*Exercise objective*
Pictures do not belong in the copy; restate the records below word for word.

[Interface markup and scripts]
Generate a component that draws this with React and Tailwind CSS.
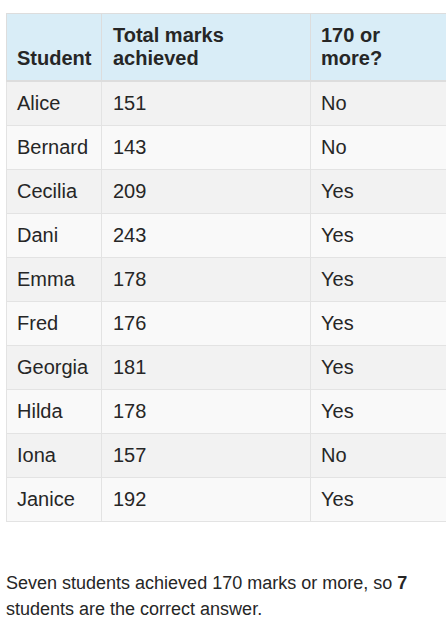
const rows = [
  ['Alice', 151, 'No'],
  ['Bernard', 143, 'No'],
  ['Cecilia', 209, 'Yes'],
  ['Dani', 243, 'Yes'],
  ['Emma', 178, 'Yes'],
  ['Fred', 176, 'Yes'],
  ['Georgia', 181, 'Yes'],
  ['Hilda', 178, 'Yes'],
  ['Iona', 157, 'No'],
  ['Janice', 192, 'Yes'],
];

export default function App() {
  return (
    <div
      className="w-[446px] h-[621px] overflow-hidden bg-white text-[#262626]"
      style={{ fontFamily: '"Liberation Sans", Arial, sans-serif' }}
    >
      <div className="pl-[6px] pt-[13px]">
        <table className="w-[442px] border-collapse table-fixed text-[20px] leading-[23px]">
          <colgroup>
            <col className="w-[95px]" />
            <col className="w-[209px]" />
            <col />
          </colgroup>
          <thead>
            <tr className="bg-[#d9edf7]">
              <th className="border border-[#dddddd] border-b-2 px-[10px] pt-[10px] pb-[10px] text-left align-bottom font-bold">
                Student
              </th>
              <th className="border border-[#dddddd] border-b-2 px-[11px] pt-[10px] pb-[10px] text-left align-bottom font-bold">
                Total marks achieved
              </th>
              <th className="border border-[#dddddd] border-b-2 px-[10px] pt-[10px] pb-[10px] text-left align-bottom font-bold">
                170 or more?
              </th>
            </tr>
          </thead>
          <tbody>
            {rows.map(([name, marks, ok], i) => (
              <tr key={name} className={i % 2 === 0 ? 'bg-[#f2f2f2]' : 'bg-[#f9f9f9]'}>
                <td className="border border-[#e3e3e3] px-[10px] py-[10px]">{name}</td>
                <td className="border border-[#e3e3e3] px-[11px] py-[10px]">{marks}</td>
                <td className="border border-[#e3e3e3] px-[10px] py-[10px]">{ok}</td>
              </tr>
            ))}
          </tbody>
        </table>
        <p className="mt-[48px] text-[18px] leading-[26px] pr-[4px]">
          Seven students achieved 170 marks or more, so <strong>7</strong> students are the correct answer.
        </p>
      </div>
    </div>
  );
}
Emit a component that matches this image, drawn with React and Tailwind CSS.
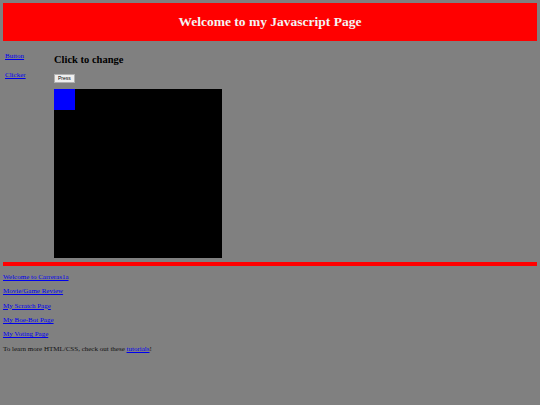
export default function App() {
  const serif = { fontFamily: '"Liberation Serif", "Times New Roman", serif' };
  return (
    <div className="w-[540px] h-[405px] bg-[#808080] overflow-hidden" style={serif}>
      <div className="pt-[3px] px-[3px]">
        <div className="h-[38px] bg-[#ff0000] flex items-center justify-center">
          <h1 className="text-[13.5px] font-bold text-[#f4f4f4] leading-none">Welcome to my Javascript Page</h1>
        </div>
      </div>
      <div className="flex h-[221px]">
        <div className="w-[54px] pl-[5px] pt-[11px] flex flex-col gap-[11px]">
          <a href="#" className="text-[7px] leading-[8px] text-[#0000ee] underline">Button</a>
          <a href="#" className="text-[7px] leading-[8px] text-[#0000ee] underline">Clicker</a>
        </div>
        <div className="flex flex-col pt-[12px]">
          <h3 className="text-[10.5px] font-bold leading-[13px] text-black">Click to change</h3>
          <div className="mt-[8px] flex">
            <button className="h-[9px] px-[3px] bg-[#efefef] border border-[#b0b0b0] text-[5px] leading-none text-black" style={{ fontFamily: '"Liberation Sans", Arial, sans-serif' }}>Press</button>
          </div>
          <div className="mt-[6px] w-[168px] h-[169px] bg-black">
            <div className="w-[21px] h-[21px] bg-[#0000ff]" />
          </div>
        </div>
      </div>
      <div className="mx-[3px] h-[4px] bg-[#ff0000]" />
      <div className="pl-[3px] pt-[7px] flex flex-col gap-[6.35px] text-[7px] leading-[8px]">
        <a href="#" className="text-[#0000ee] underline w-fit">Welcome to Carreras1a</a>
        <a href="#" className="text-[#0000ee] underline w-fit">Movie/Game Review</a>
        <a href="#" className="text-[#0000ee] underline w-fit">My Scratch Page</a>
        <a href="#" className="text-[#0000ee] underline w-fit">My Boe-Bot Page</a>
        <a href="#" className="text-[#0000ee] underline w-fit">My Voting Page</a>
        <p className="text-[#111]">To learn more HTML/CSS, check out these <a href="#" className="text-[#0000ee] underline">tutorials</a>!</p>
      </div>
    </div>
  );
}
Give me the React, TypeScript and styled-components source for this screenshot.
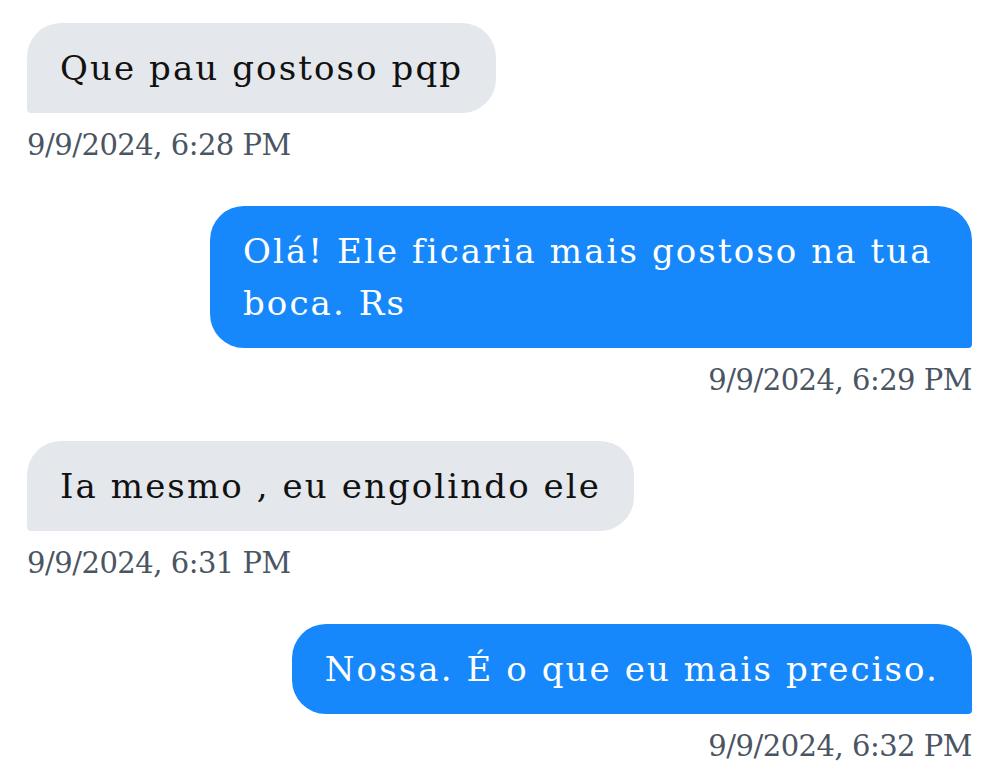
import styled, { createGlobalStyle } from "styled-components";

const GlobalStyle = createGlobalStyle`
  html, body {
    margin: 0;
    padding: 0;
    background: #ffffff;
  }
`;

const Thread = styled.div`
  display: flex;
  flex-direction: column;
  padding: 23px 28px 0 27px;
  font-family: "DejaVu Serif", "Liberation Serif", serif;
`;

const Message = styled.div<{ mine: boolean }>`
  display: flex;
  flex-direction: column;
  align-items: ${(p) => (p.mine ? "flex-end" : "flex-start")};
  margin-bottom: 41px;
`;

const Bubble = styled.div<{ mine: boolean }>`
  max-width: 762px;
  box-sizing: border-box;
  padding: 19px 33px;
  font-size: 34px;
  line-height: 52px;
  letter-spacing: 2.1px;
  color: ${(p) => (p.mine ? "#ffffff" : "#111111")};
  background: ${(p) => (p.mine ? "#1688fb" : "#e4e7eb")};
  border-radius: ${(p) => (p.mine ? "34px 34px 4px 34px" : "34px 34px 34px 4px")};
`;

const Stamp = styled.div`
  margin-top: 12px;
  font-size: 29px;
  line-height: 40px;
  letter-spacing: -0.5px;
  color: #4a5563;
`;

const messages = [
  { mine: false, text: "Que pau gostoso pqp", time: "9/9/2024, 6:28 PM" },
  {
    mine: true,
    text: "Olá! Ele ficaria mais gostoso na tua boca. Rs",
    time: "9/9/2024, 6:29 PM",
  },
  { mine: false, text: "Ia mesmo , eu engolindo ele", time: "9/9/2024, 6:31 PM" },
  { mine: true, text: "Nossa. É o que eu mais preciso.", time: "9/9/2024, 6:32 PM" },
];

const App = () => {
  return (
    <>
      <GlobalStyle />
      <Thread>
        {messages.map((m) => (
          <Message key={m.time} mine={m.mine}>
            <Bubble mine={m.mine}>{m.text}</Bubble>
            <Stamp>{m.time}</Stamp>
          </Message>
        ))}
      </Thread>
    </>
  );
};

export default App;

*Exercise response*
Generate a component that draws this with React and Tailwind CSS.
const rows = [
  ['Alice', 151, 'No'],
  ['Bernard', 143, 'No'],
  ['Cecilia', 209, 'Yes'],
  ['Dani', 243, 'Yes'],
  ['Emma', 178, 'Yes'],
  ['Fred', 176, 'Yes'],
  ['Georgia', 181, 'Yes'],
  ['Hilda', 178, 'Yes'],
  ['Iona', 157, 'No'],
  ['Janice', 192, 'Yes'],
];

export default function App() {
  return (
    <div
      className="w-[446px] h-[621px] overflow-hidden bg-white text-[#262626]"
      style={{ fontFamily: '"Liberation Sans", Arial, sans-serif' }}
    >
      <div className="pl-[6px] pt-[13px]">
        <table className="w-[442px] border-collapse table-fixed text-[20px] leading-[23px]">
          <colgroup>
            <col className="w-[95px]" />
            <col className="w-[209px]" />
            <col />
          </colgroup>
          <thead>
            <tr className="bg-[#d9edf7]">
              <th className="border border-[#dddddd] border-b-2 px-[10px] pt-[10px] pb-[10px] text-left align-bottom font-bold">
                Student
              </th>
              <th className="border border-[#dddddd] border-b-2 px-[11px] pt-[10px] pb-[10px] text-left align-bottom font-bold">
                Total marks achieved
              </th>
              <th className="border border-[#dddddd] border-b-2 px-[10px] pt-[10px] pb-[10px] text-left align-bottom font-bold">
                170 or more?
              </th>
            </tr>
          </thead>
          <tbody>
            {rows.map(([name, marks, ok], i) => (
              <tr key={name} className={i % 2 === 0 ? 'bg-[#f2f2f2]' : 'bg-[#f9f9f9]'}>
                <td className="border border-[#e3e3e3] px-[10px] py-[10px]">{name}</td>
                <td className="border border-[#e3e3e3] px-[11px] py-[10px]">{marks}</td>
                <td className="border border-[#e3e3e3] px-[10px] py-[10px]">{ok}</td>
              </tr>
            ))}
          </tbody>
        </table>
        <p className="mt-[48px] text-[18px] leading-[26px] pr-[4px]">
          Seven students achieved 170 marks or more, so <strong>7</strong> students are the correct answer.
        </p>
      </div>
    </div>
  );
}
Emit a component that matches this image, drawn with React and Tailwind CSS.
export default function App() {
  const serif = { fontFamily: '"Liberation Serif", "Times New Roman", serif' };
  return (
    <div className="w-[540px] h-[405px] bg-[#808080] overflow-hidden" style={serif}>
      <div className="pt-[3px] px-[3px]">
        <div className="h-[38px] bg-[#ff0000] flex items-center justify-center">
          <h1 className="text-[13.5px] font-bold text-[#f4f4f4] leading-none">Welcome to my Javascript Page</h1>
        </div>
      </div>
      <div className="flex h-[221px]">
        <div className="w-[54px] pl-[5px] pt-[11px] flex flex-col gap-[11px]">
          <a href="#" className="text-[7px] leading-[8px] text-[#0000ee] underline">Button</a>
          <a href="#" className="text-[7px] leading-[8px] text-[#0000ee] underline">Clicker</a>
        </div>
        <div className="flex flex-col pt-[12px]">
          <h3 className="text-[10.5px] font-bold leading-[13px] text-black">Click to change</h3>
          <div className="mt-[8px] flex">
            <button className="h-[9px] px-[3px] bg-[#efefef] border border-[#b0b0b0] text-[5px] leading-none text-black" style={{ fontFamily: '"Liberation Sans", Arial, sans-serif' }}>Press</button>
          </div>
          <div className="mt-[6px] w-[168px] h-[169px] bg-black">
            <div className="w-[21px] h-[21px] bg-[#0000ff]" />
          </div>
        </div>
      </div>
      <div className="mx-[3px] h-[4px] bg-[#ff0000]" />
      <div className="pl-[3px] pt-[7px] flex flex-col gap-[6.35px] text-[7px] leading-[8px]">
        <a href="#" className="text-[#0000ee] underline w-fit">Welcome to Carreras1a</a>
        <a href="#" className="text-[#0000ee] underline w-fit">Movie/Game Review</a>
        <a href="#" className="text-[#0000ee] underline w-fit">My Scratch Page</a>
        <a href="#" className="text-[#0000ee] underline w-fit">My Boe-Bot Page</a>
        <a href="#" className="text-[#0000ee] underline w-fit">My Voting Page</a>
        <p className="text-[#111]">To learn more HTML/CSS, check out these <a href="#" className="text-[#0000ee] underline">tutorials</a>!</p>
      </div>
    </div>
  );
}
Give me the React, TypeScript and styled-components source for this screenshot.
import styled, { createGlobalStyle } from "styled-components";

const GlobalStyle = createGlobalStyle`
  html, body {
    margin: 0;
    padding: 0;
    background: #ffffff;
  }
`;

const Thread = styled.div`
  display: flex;
  flex-direction: column;
  padding: 23px 28px 0 27px;
  font-family: "DejaVu Serif", "Liberation Serif", serif;
`;

const Message = styled.div<{ mine: boolean }>`
  display: flex;
  flex-direction: column;
  align-items: ${(p) => (p.mine ? "flex-end" : "flex-start")};
  margin-bottom: 41px;
`;

const Bubble = styled.div<{ mine: boolean }>`
  max-width: 762px;
  box-sizing: border-box;
  padding: 19px 33px;
  font-size: 34px;
  line-height: 52px;
  letter-spacing: 2.1px;
  color: ${(p) => (p.mine ? "#ffffff" : "#111111")};
  background: ${(p) => (p.mine ? "#1688fb" : "#e4e7eb")};
  border-radius: ${(p) => (p.mine ? "34px 34px 4px 34px" : "34px 34px 34px 4px")};
`;

const Stamp = styled.div`
  margin-top: 12px;
  font-size: 29px;
  line-height: 40px;
  letter-spacing: -0.5px;
  color: #4a5563;
`;

const messages = [
  { mine: false, text: "Que pau gostoso pqp", time: "9/9/2024, 6:28 PM" },
  {
    mine: true,
    text: "Olá! Ele ficaria mais gostoso na tua boca. Rs",
    time: "9/9/2024, 6:29 PM",
  },
  { mine: false, text: "Ia mesmo , eu engolindo ele", time: "9/9/2024, 6:31 PM" },
  { mine: true, text: "Nossa. É o que eu mais preciso.", time: "9/9/2024, 6:32 PM" },
];

const App = () => {
  return (
    <>
      <GlobalStyle />
      <Thread>
        {messages.map((m) => (
          <Message key={m.time} mine={m.mine}>
            <Bubble mine={m.mine}>{m.text}</Bubble>
            <Stamp>{m.time}</Stamp>
          </Message>
        ))}
      </Thread>
    </>
  );
};

export default App;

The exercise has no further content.